Dataset entries
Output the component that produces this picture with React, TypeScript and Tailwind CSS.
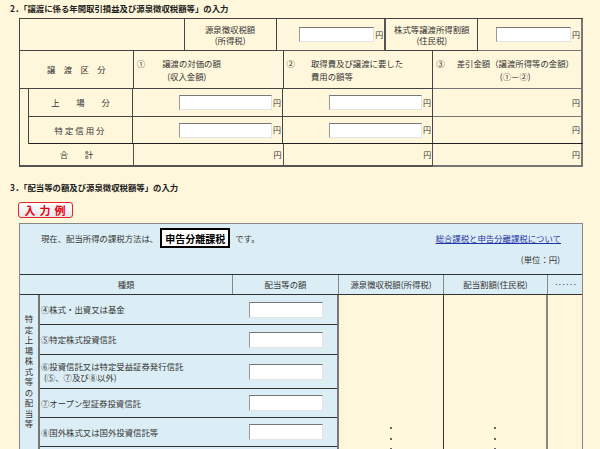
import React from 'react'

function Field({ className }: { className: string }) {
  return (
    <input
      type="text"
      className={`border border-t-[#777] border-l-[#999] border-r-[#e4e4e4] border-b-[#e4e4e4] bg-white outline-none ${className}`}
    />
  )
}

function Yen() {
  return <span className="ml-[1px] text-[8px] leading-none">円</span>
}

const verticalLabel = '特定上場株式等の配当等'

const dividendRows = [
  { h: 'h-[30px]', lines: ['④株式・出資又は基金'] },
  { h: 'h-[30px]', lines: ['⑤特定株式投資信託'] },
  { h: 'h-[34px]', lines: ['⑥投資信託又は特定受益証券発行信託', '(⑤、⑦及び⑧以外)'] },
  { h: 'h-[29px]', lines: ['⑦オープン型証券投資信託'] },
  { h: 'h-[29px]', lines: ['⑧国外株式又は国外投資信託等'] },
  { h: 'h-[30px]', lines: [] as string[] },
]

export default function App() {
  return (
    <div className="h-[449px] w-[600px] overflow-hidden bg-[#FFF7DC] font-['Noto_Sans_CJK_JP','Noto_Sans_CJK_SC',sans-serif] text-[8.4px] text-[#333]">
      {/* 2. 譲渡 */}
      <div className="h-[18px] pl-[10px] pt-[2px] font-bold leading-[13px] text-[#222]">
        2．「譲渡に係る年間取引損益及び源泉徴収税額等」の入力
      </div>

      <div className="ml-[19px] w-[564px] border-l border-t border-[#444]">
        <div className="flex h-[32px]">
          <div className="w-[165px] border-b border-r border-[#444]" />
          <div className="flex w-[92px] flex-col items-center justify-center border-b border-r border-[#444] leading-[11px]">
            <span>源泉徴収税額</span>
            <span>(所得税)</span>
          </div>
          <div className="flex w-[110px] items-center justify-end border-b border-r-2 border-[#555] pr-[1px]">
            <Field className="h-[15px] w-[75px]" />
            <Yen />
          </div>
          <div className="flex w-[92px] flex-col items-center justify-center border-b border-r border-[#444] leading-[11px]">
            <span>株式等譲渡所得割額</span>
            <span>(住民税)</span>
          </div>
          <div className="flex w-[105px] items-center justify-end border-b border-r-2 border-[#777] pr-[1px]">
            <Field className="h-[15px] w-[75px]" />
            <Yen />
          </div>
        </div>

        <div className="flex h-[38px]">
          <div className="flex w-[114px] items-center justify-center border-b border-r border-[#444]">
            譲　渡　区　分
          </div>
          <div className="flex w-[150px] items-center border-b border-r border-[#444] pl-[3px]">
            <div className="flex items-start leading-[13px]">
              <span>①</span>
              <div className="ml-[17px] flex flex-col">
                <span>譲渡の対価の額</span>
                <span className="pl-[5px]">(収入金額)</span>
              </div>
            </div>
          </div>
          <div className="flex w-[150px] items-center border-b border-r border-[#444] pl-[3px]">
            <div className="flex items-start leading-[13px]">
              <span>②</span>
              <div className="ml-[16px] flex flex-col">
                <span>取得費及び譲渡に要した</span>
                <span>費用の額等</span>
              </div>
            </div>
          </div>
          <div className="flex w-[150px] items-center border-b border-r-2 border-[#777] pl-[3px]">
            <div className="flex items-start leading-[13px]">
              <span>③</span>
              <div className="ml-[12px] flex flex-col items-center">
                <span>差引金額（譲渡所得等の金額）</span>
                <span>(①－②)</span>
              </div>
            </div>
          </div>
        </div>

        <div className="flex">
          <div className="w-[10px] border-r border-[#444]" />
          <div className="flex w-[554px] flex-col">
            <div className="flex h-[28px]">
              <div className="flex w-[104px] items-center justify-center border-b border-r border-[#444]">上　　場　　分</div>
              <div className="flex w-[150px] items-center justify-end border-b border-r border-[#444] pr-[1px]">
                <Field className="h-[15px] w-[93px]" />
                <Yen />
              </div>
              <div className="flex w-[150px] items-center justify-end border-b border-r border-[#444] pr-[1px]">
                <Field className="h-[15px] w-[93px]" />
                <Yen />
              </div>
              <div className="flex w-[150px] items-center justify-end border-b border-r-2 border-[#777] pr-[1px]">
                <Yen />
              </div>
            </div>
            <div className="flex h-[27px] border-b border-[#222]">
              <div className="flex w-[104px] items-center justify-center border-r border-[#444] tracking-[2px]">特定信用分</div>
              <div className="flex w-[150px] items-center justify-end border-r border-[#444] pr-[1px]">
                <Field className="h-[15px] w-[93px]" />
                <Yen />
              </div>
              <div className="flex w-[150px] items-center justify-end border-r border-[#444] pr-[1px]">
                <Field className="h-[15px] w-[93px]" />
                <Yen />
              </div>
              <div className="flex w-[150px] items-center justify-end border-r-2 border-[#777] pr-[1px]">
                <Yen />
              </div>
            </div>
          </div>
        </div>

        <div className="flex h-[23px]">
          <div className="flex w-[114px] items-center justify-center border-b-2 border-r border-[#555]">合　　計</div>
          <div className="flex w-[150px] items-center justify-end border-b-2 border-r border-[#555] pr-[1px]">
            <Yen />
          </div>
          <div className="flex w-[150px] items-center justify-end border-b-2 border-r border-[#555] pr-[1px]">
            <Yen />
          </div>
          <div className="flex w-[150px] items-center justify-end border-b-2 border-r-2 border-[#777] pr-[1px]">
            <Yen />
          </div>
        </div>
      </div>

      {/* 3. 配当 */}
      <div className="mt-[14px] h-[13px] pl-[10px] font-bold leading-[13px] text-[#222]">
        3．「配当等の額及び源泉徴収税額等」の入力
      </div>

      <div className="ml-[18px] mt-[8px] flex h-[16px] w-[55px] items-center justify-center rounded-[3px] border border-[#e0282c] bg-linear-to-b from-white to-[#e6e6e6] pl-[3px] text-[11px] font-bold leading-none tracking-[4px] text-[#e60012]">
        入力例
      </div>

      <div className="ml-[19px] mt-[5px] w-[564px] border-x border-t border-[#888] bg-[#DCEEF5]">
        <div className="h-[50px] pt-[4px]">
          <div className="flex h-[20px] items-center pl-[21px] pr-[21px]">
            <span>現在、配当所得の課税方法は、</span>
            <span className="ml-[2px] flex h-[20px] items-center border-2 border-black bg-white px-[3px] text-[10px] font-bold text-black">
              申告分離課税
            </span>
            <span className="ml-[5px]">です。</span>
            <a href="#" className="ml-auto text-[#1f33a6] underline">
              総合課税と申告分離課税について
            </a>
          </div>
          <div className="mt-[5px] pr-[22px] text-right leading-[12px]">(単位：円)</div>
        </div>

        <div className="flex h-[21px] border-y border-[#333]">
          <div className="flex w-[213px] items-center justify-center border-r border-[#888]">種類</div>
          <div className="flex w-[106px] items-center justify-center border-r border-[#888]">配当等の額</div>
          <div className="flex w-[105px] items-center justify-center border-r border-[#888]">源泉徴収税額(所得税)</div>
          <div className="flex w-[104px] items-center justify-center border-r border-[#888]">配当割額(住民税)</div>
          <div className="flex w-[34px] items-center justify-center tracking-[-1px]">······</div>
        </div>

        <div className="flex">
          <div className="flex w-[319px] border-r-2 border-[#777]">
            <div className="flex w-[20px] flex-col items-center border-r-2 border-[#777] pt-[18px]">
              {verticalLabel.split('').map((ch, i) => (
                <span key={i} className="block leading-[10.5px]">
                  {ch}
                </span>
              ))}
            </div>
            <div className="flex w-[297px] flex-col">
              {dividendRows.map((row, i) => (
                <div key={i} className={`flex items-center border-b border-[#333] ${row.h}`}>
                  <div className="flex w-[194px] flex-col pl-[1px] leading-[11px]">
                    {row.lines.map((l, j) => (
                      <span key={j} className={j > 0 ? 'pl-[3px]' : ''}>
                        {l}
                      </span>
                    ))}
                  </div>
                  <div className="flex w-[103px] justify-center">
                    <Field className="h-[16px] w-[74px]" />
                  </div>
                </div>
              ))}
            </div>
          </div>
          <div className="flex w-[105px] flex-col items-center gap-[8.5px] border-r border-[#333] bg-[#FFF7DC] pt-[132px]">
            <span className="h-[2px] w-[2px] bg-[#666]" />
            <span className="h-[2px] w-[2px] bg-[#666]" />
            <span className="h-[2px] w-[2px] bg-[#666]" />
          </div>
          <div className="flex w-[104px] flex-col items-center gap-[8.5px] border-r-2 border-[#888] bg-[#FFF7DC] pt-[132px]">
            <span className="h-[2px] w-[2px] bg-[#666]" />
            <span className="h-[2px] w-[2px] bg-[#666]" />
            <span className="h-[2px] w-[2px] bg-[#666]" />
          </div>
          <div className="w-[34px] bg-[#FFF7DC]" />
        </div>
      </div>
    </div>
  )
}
==
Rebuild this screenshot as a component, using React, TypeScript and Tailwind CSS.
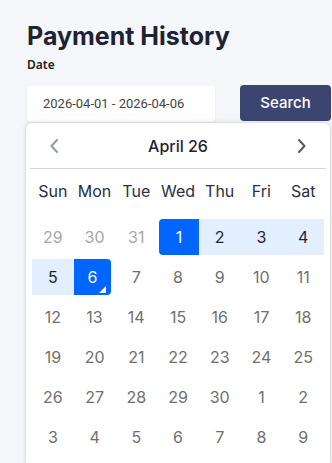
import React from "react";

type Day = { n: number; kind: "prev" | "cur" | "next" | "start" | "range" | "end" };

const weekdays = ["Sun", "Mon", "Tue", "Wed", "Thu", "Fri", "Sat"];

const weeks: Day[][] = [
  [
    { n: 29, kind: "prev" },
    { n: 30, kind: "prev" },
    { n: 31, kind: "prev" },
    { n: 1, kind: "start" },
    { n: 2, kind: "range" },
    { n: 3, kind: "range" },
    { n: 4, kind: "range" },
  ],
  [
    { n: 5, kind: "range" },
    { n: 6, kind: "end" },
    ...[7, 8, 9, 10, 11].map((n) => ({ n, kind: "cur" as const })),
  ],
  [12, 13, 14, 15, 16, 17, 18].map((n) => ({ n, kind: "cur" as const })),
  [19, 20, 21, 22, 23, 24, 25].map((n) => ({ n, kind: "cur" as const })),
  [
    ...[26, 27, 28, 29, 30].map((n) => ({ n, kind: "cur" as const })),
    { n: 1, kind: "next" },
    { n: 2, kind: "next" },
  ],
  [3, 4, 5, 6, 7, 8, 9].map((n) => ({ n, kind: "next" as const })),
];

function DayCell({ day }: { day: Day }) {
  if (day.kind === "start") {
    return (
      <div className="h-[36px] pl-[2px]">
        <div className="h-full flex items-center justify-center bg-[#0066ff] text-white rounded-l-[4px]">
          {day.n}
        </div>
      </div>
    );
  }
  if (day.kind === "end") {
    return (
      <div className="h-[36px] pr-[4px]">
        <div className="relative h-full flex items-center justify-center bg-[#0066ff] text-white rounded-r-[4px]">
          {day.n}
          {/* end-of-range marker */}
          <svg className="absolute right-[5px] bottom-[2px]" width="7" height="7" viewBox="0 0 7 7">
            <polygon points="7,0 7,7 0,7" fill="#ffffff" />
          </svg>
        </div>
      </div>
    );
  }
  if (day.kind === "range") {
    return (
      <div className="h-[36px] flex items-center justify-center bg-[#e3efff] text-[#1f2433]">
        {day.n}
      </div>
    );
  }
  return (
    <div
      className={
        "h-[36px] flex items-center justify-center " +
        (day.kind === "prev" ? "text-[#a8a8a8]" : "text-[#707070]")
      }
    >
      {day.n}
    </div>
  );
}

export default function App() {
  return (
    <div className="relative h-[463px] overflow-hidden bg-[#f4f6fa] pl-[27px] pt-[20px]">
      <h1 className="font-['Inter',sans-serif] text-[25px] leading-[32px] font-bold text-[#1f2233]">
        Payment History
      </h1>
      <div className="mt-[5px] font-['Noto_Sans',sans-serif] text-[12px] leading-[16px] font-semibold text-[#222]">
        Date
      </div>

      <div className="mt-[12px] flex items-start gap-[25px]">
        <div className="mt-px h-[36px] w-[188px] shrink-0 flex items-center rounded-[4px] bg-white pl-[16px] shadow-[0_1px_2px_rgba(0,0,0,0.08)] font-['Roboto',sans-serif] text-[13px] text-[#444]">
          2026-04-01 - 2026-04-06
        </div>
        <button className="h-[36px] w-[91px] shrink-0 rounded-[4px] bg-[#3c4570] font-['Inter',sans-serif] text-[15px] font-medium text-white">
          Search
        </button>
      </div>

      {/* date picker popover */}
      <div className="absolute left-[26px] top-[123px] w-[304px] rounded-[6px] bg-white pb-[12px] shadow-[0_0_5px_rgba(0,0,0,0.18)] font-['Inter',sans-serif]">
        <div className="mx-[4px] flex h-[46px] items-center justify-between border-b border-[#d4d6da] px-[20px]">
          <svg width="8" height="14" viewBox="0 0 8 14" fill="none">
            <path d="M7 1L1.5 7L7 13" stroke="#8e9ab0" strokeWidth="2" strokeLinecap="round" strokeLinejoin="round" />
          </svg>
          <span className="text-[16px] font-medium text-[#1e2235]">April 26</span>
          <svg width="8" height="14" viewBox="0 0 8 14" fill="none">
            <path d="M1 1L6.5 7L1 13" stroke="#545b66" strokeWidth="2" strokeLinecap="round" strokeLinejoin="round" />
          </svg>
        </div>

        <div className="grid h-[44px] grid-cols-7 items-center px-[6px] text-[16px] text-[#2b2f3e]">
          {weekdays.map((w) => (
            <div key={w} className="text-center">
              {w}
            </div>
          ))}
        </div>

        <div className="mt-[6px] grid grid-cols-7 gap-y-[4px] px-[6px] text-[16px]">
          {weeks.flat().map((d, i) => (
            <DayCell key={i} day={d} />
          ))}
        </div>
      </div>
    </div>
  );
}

| EXERCISE AIM |
Copy out every line from the material above in which the word "this" appears.

| PROBLEM SOLUTION |
Output the component that produces this picture with React, TypeScript and Tailwind CSS.
Rebuild this screenshot as a component, using React, TypeScript and Tailwind CSS.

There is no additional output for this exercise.